Steve Whitaker, Literary Editor

Poem Of The Week: Promise By Jackie Kay

Promise

Remember, the time of year
when the future appears
like a blank sheet of paper
a clean calendar, a new chance.
On thick white snow
You vow fresh footprints
then watch them go
with the wind’s hearty gust.
Fill your glass. Here’s tae us. Promises
made to be broken, made to last.


Image by Jaesung An from Pixabay
Image by Jaesung An from Pixabay
Measured by any metric, 2022 has been a pretty dreadful year. And if the sheet of ‘thick white snow’ in Jackie Kay’s hopeful poem is a serviceable metaphor for a fresh start, or annual resetting of approach, I doubt the sentiment would be shared by the good citizens of Buffalo, currently buried under several feet of an all too literal deluge.

Pristine snow is a comfort blanket for poets and metaphysicians; less so for farmers, and stranded motorists whose hazards illuminate the gauze covering from beneath, intermittently, like muffled Christmas tree lights. That the received effect is aesthetically pleasing will be of little immediate relevance, or solace, to the shivering occupants.

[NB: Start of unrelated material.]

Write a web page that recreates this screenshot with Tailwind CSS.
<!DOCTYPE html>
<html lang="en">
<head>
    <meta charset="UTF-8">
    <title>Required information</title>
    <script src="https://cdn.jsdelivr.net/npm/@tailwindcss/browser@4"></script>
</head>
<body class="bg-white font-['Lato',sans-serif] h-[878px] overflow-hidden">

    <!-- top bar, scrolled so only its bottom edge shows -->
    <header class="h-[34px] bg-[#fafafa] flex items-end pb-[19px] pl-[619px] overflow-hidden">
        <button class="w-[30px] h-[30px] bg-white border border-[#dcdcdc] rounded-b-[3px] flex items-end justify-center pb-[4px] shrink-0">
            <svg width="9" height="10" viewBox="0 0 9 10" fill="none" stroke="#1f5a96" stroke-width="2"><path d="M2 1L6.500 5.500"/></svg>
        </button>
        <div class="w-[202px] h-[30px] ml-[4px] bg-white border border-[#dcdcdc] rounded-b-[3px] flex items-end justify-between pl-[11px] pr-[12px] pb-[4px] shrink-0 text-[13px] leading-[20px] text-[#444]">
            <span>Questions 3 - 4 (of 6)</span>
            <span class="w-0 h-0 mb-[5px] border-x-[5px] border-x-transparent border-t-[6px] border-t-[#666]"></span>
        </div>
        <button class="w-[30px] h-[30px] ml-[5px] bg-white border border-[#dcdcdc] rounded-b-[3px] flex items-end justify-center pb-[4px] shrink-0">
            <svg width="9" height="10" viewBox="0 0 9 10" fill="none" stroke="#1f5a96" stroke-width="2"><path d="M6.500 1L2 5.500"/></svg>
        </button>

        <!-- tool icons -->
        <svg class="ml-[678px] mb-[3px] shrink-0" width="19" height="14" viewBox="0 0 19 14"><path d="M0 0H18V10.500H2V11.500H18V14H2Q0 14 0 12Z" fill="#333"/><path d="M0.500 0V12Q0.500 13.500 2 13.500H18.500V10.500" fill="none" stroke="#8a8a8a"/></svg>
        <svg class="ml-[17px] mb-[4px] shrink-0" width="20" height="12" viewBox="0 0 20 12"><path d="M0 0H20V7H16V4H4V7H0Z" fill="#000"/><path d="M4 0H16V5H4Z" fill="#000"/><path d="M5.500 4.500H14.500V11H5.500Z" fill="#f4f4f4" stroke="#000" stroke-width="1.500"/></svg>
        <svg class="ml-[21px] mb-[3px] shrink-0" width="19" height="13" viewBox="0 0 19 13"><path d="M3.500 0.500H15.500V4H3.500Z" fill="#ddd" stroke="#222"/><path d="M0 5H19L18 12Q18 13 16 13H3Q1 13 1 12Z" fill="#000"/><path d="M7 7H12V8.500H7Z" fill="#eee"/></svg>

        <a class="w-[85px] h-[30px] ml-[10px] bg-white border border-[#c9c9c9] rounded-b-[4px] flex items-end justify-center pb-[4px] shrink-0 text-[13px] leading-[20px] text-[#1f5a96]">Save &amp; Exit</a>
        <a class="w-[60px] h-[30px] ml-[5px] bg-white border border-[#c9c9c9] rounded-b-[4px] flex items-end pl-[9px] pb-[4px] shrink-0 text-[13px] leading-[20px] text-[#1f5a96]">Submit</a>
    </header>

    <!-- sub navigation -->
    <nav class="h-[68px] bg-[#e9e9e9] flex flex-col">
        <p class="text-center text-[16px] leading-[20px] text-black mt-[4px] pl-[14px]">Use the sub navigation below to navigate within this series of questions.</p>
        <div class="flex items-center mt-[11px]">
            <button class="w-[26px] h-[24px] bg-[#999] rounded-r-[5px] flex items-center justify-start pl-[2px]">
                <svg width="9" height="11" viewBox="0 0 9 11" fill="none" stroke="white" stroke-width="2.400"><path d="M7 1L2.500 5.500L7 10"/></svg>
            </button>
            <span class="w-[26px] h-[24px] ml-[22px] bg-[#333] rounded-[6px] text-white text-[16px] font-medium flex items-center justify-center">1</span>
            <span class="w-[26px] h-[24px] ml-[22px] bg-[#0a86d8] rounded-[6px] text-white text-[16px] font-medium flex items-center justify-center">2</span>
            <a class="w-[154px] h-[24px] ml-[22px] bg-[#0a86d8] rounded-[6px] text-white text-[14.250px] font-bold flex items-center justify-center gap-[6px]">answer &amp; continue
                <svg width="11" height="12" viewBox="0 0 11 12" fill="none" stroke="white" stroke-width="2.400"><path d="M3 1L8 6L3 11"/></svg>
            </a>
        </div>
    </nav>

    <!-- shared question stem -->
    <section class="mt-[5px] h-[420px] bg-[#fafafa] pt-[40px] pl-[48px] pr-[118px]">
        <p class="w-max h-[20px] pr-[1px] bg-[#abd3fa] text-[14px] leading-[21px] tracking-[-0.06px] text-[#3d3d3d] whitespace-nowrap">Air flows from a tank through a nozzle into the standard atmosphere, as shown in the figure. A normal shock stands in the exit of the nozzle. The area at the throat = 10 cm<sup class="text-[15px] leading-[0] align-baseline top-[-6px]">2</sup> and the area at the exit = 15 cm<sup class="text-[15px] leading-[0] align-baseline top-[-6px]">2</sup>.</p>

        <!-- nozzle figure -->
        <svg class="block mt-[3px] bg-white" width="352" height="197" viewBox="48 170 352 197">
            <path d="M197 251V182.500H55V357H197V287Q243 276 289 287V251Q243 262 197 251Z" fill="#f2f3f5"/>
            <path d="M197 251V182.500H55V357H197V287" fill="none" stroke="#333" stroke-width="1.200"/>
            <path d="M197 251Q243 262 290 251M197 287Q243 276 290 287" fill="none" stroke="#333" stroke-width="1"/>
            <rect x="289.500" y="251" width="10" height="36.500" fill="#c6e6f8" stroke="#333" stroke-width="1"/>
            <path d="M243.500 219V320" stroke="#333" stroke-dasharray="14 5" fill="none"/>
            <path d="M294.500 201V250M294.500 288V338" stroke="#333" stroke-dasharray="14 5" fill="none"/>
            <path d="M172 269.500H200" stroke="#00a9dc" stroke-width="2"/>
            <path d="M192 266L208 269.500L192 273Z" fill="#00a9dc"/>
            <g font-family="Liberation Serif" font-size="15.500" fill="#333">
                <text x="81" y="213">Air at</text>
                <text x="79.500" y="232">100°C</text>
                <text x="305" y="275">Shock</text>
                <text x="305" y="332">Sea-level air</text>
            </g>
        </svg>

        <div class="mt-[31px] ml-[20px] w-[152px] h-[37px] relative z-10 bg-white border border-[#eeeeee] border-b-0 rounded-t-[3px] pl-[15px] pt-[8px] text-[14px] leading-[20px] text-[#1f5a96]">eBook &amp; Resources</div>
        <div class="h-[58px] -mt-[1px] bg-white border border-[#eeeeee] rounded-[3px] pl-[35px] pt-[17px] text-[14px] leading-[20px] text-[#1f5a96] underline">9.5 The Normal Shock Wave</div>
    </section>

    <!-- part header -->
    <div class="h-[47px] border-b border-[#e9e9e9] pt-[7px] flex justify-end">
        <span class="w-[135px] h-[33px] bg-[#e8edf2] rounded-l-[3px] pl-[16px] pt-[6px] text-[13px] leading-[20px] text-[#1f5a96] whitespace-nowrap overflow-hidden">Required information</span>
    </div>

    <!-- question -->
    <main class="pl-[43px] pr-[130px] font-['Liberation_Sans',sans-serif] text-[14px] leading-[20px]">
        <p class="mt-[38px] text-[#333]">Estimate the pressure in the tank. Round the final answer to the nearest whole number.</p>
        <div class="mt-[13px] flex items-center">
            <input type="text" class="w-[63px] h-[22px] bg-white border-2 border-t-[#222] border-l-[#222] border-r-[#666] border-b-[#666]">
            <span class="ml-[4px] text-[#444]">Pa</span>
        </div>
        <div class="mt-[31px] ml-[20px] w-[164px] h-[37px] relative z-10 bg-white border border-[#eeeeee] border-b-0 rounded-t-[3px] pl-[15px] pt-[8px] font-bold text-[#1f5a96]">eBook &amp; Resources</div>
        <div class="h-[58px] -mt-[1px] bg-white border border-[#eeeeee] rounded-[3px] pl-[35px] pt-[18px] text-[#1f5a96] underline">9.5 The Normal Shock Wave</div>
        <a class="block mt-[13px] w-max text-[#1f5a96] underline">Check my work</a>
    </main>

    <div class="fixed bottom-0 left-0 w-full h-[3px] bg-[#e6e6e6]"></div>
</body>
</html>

Yet as a figure for a ‘clean calendar’, a turning over of a new page, Kay’s image sustains in this poem of few words and endless possibility. The blank sheet of paper is waiting to be written as the new year buds, and it is well that the rhymes and tentative half-rhymes should lead to an ambiguity of promises broken and lasting, because both will obtain in an uncertain world. Promise is a toast to what it means to be human, for a’ that.